Similarly, those who would point to the National Apology as evidence that Aboriginal Australians should now ‘move on’ from the past seem to presume that they are licensed to forgive – or at least pass judgement on the failure to do so. There seems to be an assumption that if someone can apologiseon behalf of a group than others can forgive in the same way. What if we question that assumption?

Eva Kor was a Holocaust survivor who offered forgiveness to Josef Mengele, doctor of the notorious ‘twin experiments’ in Auschwitz. Her actions brought criticism from other survivors, who said Kor wasn’t entitled to offer forgiveness on behalf of others. Nor should she pressure them to forgive when they were not ready.

Jona Laks, another ‘Mengele twin’, refused to forgive him. In Mengele’s case, this is understandable, but what if there was genuine remorse, a commitment to change, and steps to address the wrongdoing? Would it be wrong to refuse forgiveness?

On some occasions, it seems so. For instance, we consider pettiness – when someone is unable to move past very slight or non-existent wrongs – as a vice, or a mark of bad character. I’m not suggesting a Holocaust survivor (or any Jewish person) who refused to forgive the Nazis under any condition was being petty, but this takes us to the question posed earlier.

Are some things unforgiveable?

Maybe. Hannah Arendt believed unforgiveable crimes were those for which no punishment could be proportionate to the crime itself. Where no punishment or atonement is possible, no forgiveness is possible. For Arendt, these crimes are an evil beyond redemption.

In contrast, French philosopher Jacques Derrida argued conditional forgiveness was not forgiveness. By withholding forgiveness until considerations (like remorse) are met, we are, morally speaking, forgiving someone who is already innocent. Only the unremorseful person remains guilty, and only the unremorseful person actually needs forgiveness. As a result, Derrida concludes with a paradox: only the unforgiveable can be truly forgiven.

Derrida traces his thinking back to religious traditions where forgiveness is unconditional and uneconomic. It is a gift, not a transaction. This is a view L. Gregory Jones believes is centrally important to avoid “weaponising forgiveness”.

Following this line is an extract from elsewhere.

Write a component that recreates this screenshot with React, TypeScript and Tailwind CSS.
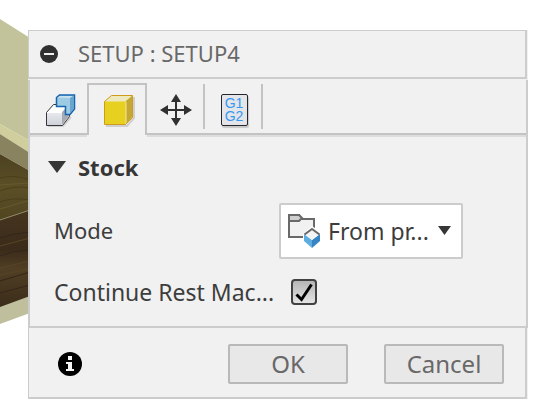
import { useState } from "react";
import type { ReactNode } from "react";

function Backdrop() {
  return (
    <svg className="absolute left-0 top-0" width="30" height="418" viewBox="0 0 30 418" aria-hidden="true">
      <defs>
        <linearGradient id="wood" x1="0" y1="0" x2="0" y2="1">
          <stop offset="0" stopColor="#4c4120" />
          <stop offset="0.5" stopColor="#5b4f26" />
          <stop offset="1" stopColor="#4f4520" />
        </linearGradient>
        <linearGradient id="woodDark" x1="0" y1="0" x2="0" y2="1">
          <stop offset="0" stopColor="#46351f" />
          <stop offset="0.4" stopColor="#3a2b1a" />
          <stop offset="0.6" stopColor="#513f24" />
          <stop offset="1" stopColor="#3a2c1a" />
        </linearGradient>
      </defs>
      <path d="M0 19 30 38V141L0 124Z" fill="#c3c39b" />
      <path d="M0 124 30 141V153L0 134Z" fill="#d0ce9c" />
      <path d="M0 134 30 153V171L0 154Z" fill="#89835f" />
      <path d="M0 154 30 171V210L0 220Z" fill="url(#wood)" />
      <path d="M0 220 30 210V297L0 308Z" fill="url(#woodDark)" />
      <path d="M0 178q15-4 30 2M0 191q14-6 30-3M0 202q12-5 30-2" stroke="#4a3f1c" strokeWidth="1" fill="none" />
      <path d="M0 185l30-2M0 209l30-9" stroke="#66592d" strokeWidth="1" fill="none" />
      <path d="M0 220 30 210" stroke="#8a8465" strokeWidth="1" />
      <path d="M0 238q14-5 30-6M0 256q14-6 30-6M0 281l30-9M0 293l30-8" stroke="#33271a" strokeWidth="1" fill="none" />
      <path d="M0 246l30-8M0 268l30-7M0 275l30-6" stroke="#584526" strokeWidth="1" fill="none" />
      <path d="M0 307 30 296V313L0 324Z" fill="#bfbe9d" />
    </svg>
  );
}

function SetupIcon() {
  return (
    <svg width="32" height="34" viewBox="0 0 32 34" aria-hidden="true">
      <defs>
        <linearGradient id="whiteFace" x1="0" y1="0" x2="0" y2="1">
          <stop offset="0" stopColor="#e6e8ec" />
          <stop offset="1" stopColor="#cfd3d9" />
        </linearGradient>
      </defs>
      <path d="M3 32h15l8-9" stroke="#cfcfcf" strokeWidth="2" fill="none" />
      <path d="M1.500 18.500 8.500 10.500H24.500V22.500L17.500 31.500H1.500Z" fill="#fff" stroke="#35353d" />
      <path d="M2 19h15v12H2z" fill="url(#whiteFace)" />
      <path d="M17 18l7-7v11l-7 9z" fill="#a6aab2" />
      <path d="M11.500 3.500 14.500 1H29.500V15L25 20.500H20.500V12.500H11.500Z" fill="#9dcbe3" stroke="#1764af" strokeWidth="1.500" />
      <path d="M12.500 3.500 15 2h13l-3 2z" fill="#c8e2ee" />
      <path d="M25 4l4-2.500v13L25 19z" fill="#69a6cf" />
    </svg>
  );
}

function StockIcon() {
  return (
    <svg width="32" height="34" viewBox="0 0 32 34" aria-hidden="true">
      <path d="M3 33h21l7-8V4" stroke="#cfcfcf" strokeWidth="2" fill="none" />
      <path d="M1.500 8.500 8.500 2.500H29.500V24.500L22.500 31.500H1.500Z" fill="#e7d01f" />
      <path d="M1.500 8.500 8.500 2.500H29.500L22.500 8.500Z" fill="#eee9bd" />
      <path d="M23 8l6-5v21l-6 7z" fill="#c4a735" />
      <path d="M23 9v22" stroke="#f0e79a" />
      <path d="M1.500 8.500 8.500 2.500H29.500V24.500L22.500 31.500H1.500Z" fill="none" stroke="#cf9b1d" />
    </svg>
  );
}

function MoveIcon() {
  return (
    <svg width="32" height="32" viewBox="0 0 32 32" fill="#303030" aria-hidden="true">
      <path d="M15 7h2v18h-2zM7 15h18v2H7z" />
      <path d="M16 0l5 8H11zM16 32l-5-8h10zM0 16l8-5v10zM32 16l-8 5V11z" />
    </svg>
  );
}

function PostIcon() {
  return (
    <span className="flex h-8 w-[27px] items-center justify-center rounded-xs border border-[#26272c] bg-[#e3e5e8] font-['Liberation_Sans',sans-serif] text-[14px] leading-[13px] text-[#3598f5] shadow-[1px_2px_1px_#c8c8c8]">
      <span>G1<br />G2</span>
    </span>
  );
}

function FolderIcon() {
  return (
    <svg className="pointer-events-none absolute left-2 top-2" width="36" height="40" viewBox="0 0 36 40" aria-hidden="true">
      <path d="M2 4h10l3 4h12v18H2z" fill="#f1f1f1" stroke="#696969" strokeWidth="2" />
      <path d="M2 4h10l3 3-3 3H2z" fill="#cfcfcf" stroke="#696969" strokeWidth="2" />
      <path d="M25 15 36 23V37H16V23Z" fill="#fff" />
      <path d="M17 23l8 6v8l-8-7z" fill="#5eade0" />
      <path d="M33 23l-8 6v8l8-7z" fill="#3585c4" />
      <path d="M18 23.500 25 18 32 23.500 25 29z" fill="#f4f4f4" />
      <path d="M17.500 23.500 25 18 32.500 23.500" fill="none" stroke="#686868" strokeWidth="2" />
    </svg>
  );
}

function Tab({ label, selected, className, children }: { label: string; selected?: boolean; className: string; children: ReactNode }) {
  return (
    <button type="button" role="tab" aria-label={label} aria-selected={!!selected} className={`flex shrink-0 items-center justify-center ${className}`}>
      {children}
    </button>
  );
}

const idleTab = "border-b-2 border-[#c3c3c3] shadow-[0_2px_0_#dddddd]";

export default function App() {
  const [checked, setChecked] = useState(true);
  return (
    <main className="relative min-h-screen bg-white pb-5 pl-7 pr-3.5 pt-[30px] font-['Noto_Sans',sans-serif] text-[22px] leading-8 text-[#3d3d3d]">
      <Backdrop />
      <div className="relative bg-[#f1f1f1]">
        <header className="mr-px flex h-[49px] items-center gap-5 border-b-2 border-l border-r-2 border-t border-[#cccccc] pl-[11px]">
          <button type="button" aria-label="Collapse">
            <svg width="18" height="18" viewBox="0 0 18 18" aria-hidden="true">
              <circle cx="9" cy="9" r="9" fill="#303030" />
              <path d="M4 8h10v2H4z" fill="#f1f1f1" />
            </svg>
          </button>
          <h1 className="pb-0.5 text-[#686868]">SETUP : SETUP4</h1>
        </header>

        <section className="mt-px border-x-2 border-b-2 border-[#cccccc]">
          <div role="tablist" className="flex h-[55px]">
            <Tab label="Setup" className={`w-[57px] pl-1 pt-2 ${idleTab}`}><SetupIcon /></Tab>
            <Tab label="Stock" selected className="mt-[3px] w-[60px] border-x-2 border-t-2 border-[#c3c3c3] pl-1"><StockIcon /></Tab>
            <div className={`flex flex-1 ${idleTab}`}>
              <Tab label="Work coordinate system" className="w-14 pl-0.5 pt-1.5"><MoveIcon /></Tab>
              <span className="mb-1 mt-1 w-0.5 bg-[#c3c3c3]" />
              <Tab label="Post process" className="w-14 pl-0.5 pt-1.5"><PostIcon /></Tab>
              <span className="mb-1 mt-1 w-0.5 bg-[#c3c3c3]" />
            </div>
          </div>

          <div className="px-6 pb-[18px] pt-4">
            <h2 className="-ml-1.5">
              <button type="button" aria-expanded="true" className="flex items-center gap-3 font-bold text-[#363636]">
                <svg width="18" height="12" viewBox="0 0 18 12" fill="#363636" aria-hidden="true"><path d="M0 0h18L9 12z" /></svg>
                Stock
              </button>
            </h2>
            <div className="mt-5 flex items-center">
              <label htmlFor="mode" className="w-[225px] shrink-0 pb-0.5">Mode</label>
              <div className="relative h-14 w-[184px]">
                <select id="mode" className="h-full w-full appearance-none rounded-xs border-2 border-[#cccccc] bg-white pl-[47px] text-[23px] text-[#3d3d3d]">
                  <option>From pr...</option>
                </select>
                <FolderIcon />
                <svg className="pointer-events-none absolute right-3 top-[23px]" width="13" height="9" viewBox="0 0 13 9" fill="#363636" aria-hidden="true"><path d="M0 0h13L6.500 9z" /></svg>
              </div>
            </div>
            <div className="mt-[17px] flex items-center">
              <label htmlFor="rest" className="w-[237px] shrink-0 text-[23px]">Continue Rest Mac...</label>
              <div className="relative h-[26px] w-[26px]">
                <input id="rest" type="checkbox" checked={checked} onChange={(e) => setChecked(e.target.checked)} className="block h-full w-full appearance-none rounded border-2 border-[#414141] bg-linear-to-b from-[#b5b5b5] to-[#e4e4e4]" />
                {checked && (
                  <svg className="pointer-events-none absolute left-0 top-0" width="26" height="26" viewBox="0 0 26 26" aria-hidden="true">
                    <path d="M5.500 15.500 10.500 20.500 20.500 5.500" fill="none" stroke="#000" strokeWidth="3" />
                  </svg>
                )}
              </div>
            </div>
          </div>
        </section>

        <footer className="mr-px flex h-[71px] items-center border-b-2 border-l border-r-2 border-[#cccccc] pl-7 pr-[21px] pt-0.5">
          <button type="button" aria-label="Information">
            <svg width="26" height="26" viewBox="0 0 26 26" aria-hidden="true">
              <circle cx="13" cy="13" r="12" fill="#000" />
              <path d="M11 5h4v4h-4zM9 11h6v7h2v2H9v-2h2v-5H9z" fill="#f5f5f5" />
            </svg>
          </button>
          <div className="ml-auto flex gap-9 text-[24px] text-[#686868]">
            <button type="button" className="h-10 w-[120px] rounded-xs border-2 border-[#b9b9b9] bg-[#e8e8e8]">OK</button>
            <button type="button" className="h-10 w-[120px] rounded-xs border-2 border-[#b9b9b9] bg-[#e8e8e8]">Cancel</button>
          </div>
        </footer>
      </div>
    </main>
  );
}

I think it’s important to remember that forgiveness should always be a gift and not an expectation. It’s unfair to expect any person who has been victimized, especially if it’s raw, to be ready to forgive.

And — this is particularly important in domestic violence and other kinds of forgiveness — the expectation of forgiveness is also used as a weapon to punish and perpetuate a cycle. It’s often the case in domestic violence, for example, where the abuser will come and say, “you need to forgive me because you’re a Christian” and the person feels obligated to do that. All that does is perpetuate and intensify the violence rather than remedying it

So how should we think about Wiesenthal’s case? It seems he had no duty, and maybe no right, to forgive him. The authenticity of the soldier’s remorse is unclear, and his death means he had no further opportunity to address the wrongdoing. And even if his remorse was genuine, is it proportionate to his contributions to the murder of two hundred men, women, and children?

It may all come down to what he wanted to see when he looked in the mirror.